Was there a written ending? Maybe. Was it suppressed? Possibly. Did lack of interest cause it to be lost? Could be. Was it mutilated? Who can say? Are we covering all the bases? You bet.
The importance of seeing
Finally, McGrath asks whether the ambiguity of the empty tomb story (or stories) in Mark indicates a high premium placed on post-resurrection visions and not so much on the immediate contact with the fleshly resurrected Jesus in the days following Easter. In other words:
[S]ince the women tell no one, the rise of resurrection faith among the disciples in Galilee must derive wholly from the experiences which are usually described as “seeing Jesus.”
For only a community of believers for whom visionary experiences were an ongoing part of their lives could treat the account of the earliest appearances as something unnecessary to narrate. At the same time, their resurrection faith may well have included a claim that God had rescued Jesus’ body from its dishonorable burial in the tomb, however they understood the relationship between that body and their experiences of seeing Jesus.
This terminology — “seeing Jesus” — is a crucial point. The word the young man uses in this case is ὄψεσθε (opsesthe), literally: “you will see.” Several scholars over the years have pointed out that Mark uses this same word only one other time, during the Sanhedrin trial when Jesus says, “I am, and you will see the Son of Man seated at the right hand of Power, and coming with the clouds of heaven.” (Mark 14:62, ESV)
In his landmark work, Das Evangelium des Markus, Ernst Lohmeyer explains that “you will see” is an indication of the parousia, not the appearances of the resurrected Christ.
Because “see Him” in the Synoptic Gospels and Acts is not the term for appearances of the risen Lord; it is ὤφθη, and Paul has it only once (1 Cor 9:1 [Have I not seen, etc.?]), while John’s Gospel with its Easter report, which is in every way his own explanation, has it three times: “I have seen the Lord,” meaning appearances of the resurrected One. But even in John (not in Paul, who uses other expressions), “You shall see Him” is the fixed term for the parousia of the Lord, and it comes from the apocalyptic prophecy of the Son of Man, which Jesus used — “You will see the Son of Man (cf: 14:62, 13:26, and 9:1). So this word heralds the appearance of the resurrected One, not with reference to resurrection witnesses, but it speaks of the parousia, which is the ultimate fulfillment of the eschaton. (p. 356) [my translation of the original German, emphasis mine]
As Theodore Weeden explained in Mark: Traditions in Conflict, the young man at the tomb is telling the women that Jesus has been raised to the Father. He isn’t out and about in Jerusalem dragging around his battered human body, but has been transformed (or as Neill Hamilton put it, “translated“) into the resurrected Christ — raised, exalted, and now sitting at the right hand of God.

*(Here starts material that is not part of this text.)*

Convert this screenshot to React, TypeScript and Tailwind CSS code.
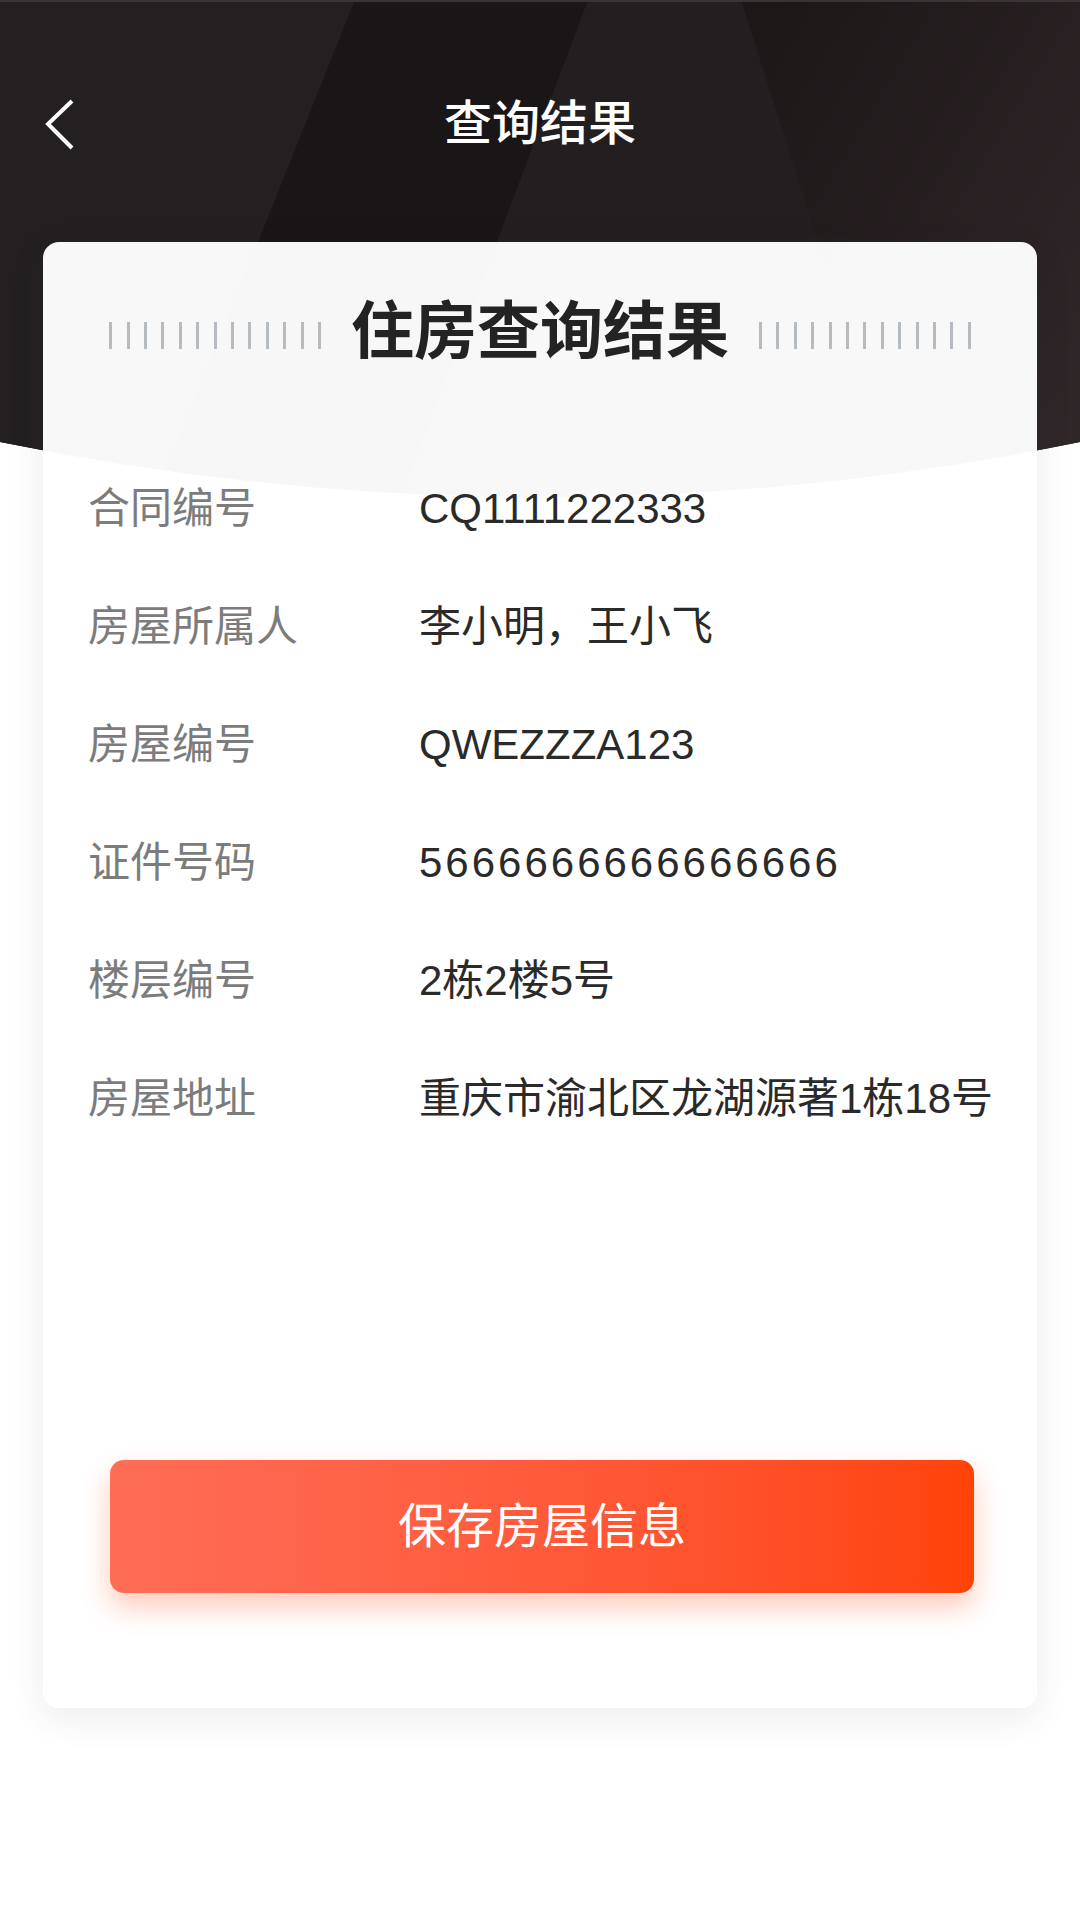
import React from "react";

const rows = [
  { label: "合同编号", value: "CQ1111222333", wide: false },
  { label: "房屋所属人", value: "李小明，王小飞", wide: false },
  { label: "房屋编号", value: "QWEZZZA123", wide: false },
  { label: "证件号码", value: "5666666666666666", wide: true },
  { label: "楼层编号", value: "2栋2楼5号", wide: false },
  { label: "房屋地址", value: "重庆市渝北区龙湖源著1栋18号", wide: false },
];

const HeaderBackdrop = () => (
  <svg
    className="absolute left-0 top-0 w-[1080px] h-[560px]"
    viewBox="0 0 1080 560"
    preserveAspectRatio="none"
  >
    <defs>
      <clipPath id="hdr">
        <path d="M0 0H1080V442Q540 552 0 442Z" />
      </clipPath>
      <linearGradient id="rightBand" x1="0" y1="0" x2="1" y2="1">
        <stop offset="0" stopColor="#1c1617" />
        <stop offset="1" stopColor="#32292b" />
      </linearGradient>
    </defs>
    <g clipPath="url(#hdr)">
      <rect x="0" y="0" width="1080" height="560" fill="#1f1a1b" />
      <polygon points="0,0 355,0 131,560 0,560" fill="#242021" />
      <polygon points="355,0 588,0 377,560 131,560" fill="#1a1516" />
      <polygon points="588,0 741,0 920,560 377,560" fill="#231f20" />
      <polygon points="741,0 1080,0 1080,560 920,560" fill="url(#rightBand)" />
      <rect x="0" y="0" width="1080" height="2" fill="#3a3435" />
    </g>
  </svg>
);

const Ticks = () => (
  <div className="flex items-center gap-[14.4px] mt-[8px]">
    {Array.from({ length: 13 }).map((_, i) => (
      <span key={i} className="block w-[3px] h-[27px] bg-[#b6bbc1]" />
    ))}
  </div>
);

export default function App() {
  return (
    <div className="relative min-h-[1920px] w-[1080px] bg-white overflow-hidden font-['Liberation_Sans','Noto_Sans_CJK_SC',sans-serif]">
      <HeaderBackdrop />

      <div className="relative">
        {/* Nav */}
        <div className="h-[242px] pt-[88px] px-[44px] grid grid-cols-[1fr_auto_1fr]">
          <div className="pt-[10px]">
            <svg width="32" height="52" viewBox="0 0 32 52" fill="none">
              <polyline
                points="28,3 4,26 28,50"
                stroke="#ffffff"
                strokeWidth="4"
                strokeLinejoin="miter"
              />
            </svg>
          </div>
          <h1 className="text-white text-[48px] leading-[72px] font-medium">
            查询结果
          </h1>
          <div />
        </div>

        {/* Card */}
        <div className="mx-[43px] rounded-[16px] bg-[rgba(255,255,255,0.97)] shadow-[0_10px_36px_rgba(40,50,80,0.09)] pt-[49px] pb-[115px]">
          <div className="h-[80px] flex items-center justify-center gap-[30px]">
            <Ticks />
            <h2 className="text-[63px] leading-[80px] font-bold text-[#232323]">
              住房查询结果
            </h2>
            <Ticks />
          </div>

          <div className="mt-[78px] px-[45px]">
            {rows.map((r) => (
              <div key={r.label} className="h-[118px] flex items-center">
                <span className="w-[331px] shrink-0 text-[42px] text-[#7c7c7c]">
                  {r.label}
                </span>
                <span
                  className={
                    r.wide
                      ? "text-[42px] text-[#2a2a2a] whitespace-nowrap tracking-[3px]"
                      : "text-[42px] text-[#2a2a2a] whitespace-nowrap"
                  }
                >
                  {r.value}
                </span>
              </div>
            ))}
          </div>

          <div className="mt-[303px] pl-[67px] pr-[63px]">
            <button className="w-full h-[133px] rounded-[14px] bg-gradient-to-r from-[#ff6d57] to-[#ff4306] shadow-[0_14px_28px_rgba(255,90,40,0.32)] text-white text-[48px]">
              保存房屋信息
            </button>
          </div>
        </div>
      </div>
    </div>
  );
}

“He is not here. See the place where they laid him.” These words don’t refer simply to the resurrection, but to the fact that Jesus has left the world. Weeden writes:
Jesus is absent! He is absent not just from the grave. He has completely left the human scene and will not return until the parousia! He has been translated (ἠγἐρθη) [citing Hamilton in Jesus for a No-God World] to his Father. There he must await the time when the kingdom dawns in power (9:1) and he is reunited with with his community (13:26-37). (p. 110)
So, contrary to McGrath, Mark’s narrative did not imply “a certain ambiguity about the relationship between the body that had been in the tomb and the beginnings of resurrection faith,” for it is the very absence of the body that signifies the ending of Mark’s story. It’s the end of the story, because it is the end of Jesus’ presence on Earth. In fact, Mark has shifted the proof of resurrection from post-resurrection stories (cf. Paul “seeing” Jesus) to the young man’s announcement, witnessed by three women on the same day Jesus was raised.
Before Mark there is no evidence that the early church ever sought to verify its resurrection faith through recourse to Jesus’ empty tomb. Nor is there any hard evidence that the early church ever knew of Jesus’ grave being empty. (Weeden, p. 102)
Again, contrary to McGrath, Mark’s community did not rely on “seeing Jesus,” because they would not see him until the parousia. Now I fully recognize that many scholars simply do not accept this interpretation of Mark’s Gospel, but at the very least it has the virtue of using all of Mark and only Mark to explain Mark. We don’t have to invent post-resurrection stories from an oral tradition. We don’t have to appeal to other gospels — apocryphal or canonical. Finally, we can stop looking for a “lost ending,” either written or oral in Mark’s Gospel or in his community’s tradition.
One sometimes wonders if the proponents of a “lost conclusion” are not more interested in harmonizing the literary and theological characteristics of early Christian literature than with defending the integrity and particularity of the Markan composition. (Weeden, p. 46)
We know the ultimate end of Mark’s story. True, it is not the end of Mark’s Gospel, but it is foretold in his gospel. The conclusion of the story will be the parousia. When the Son of Man descends on a cloud on the day of judgment, Mark’s story will end. In the meantime, Mark’s community must wait before they will see him again.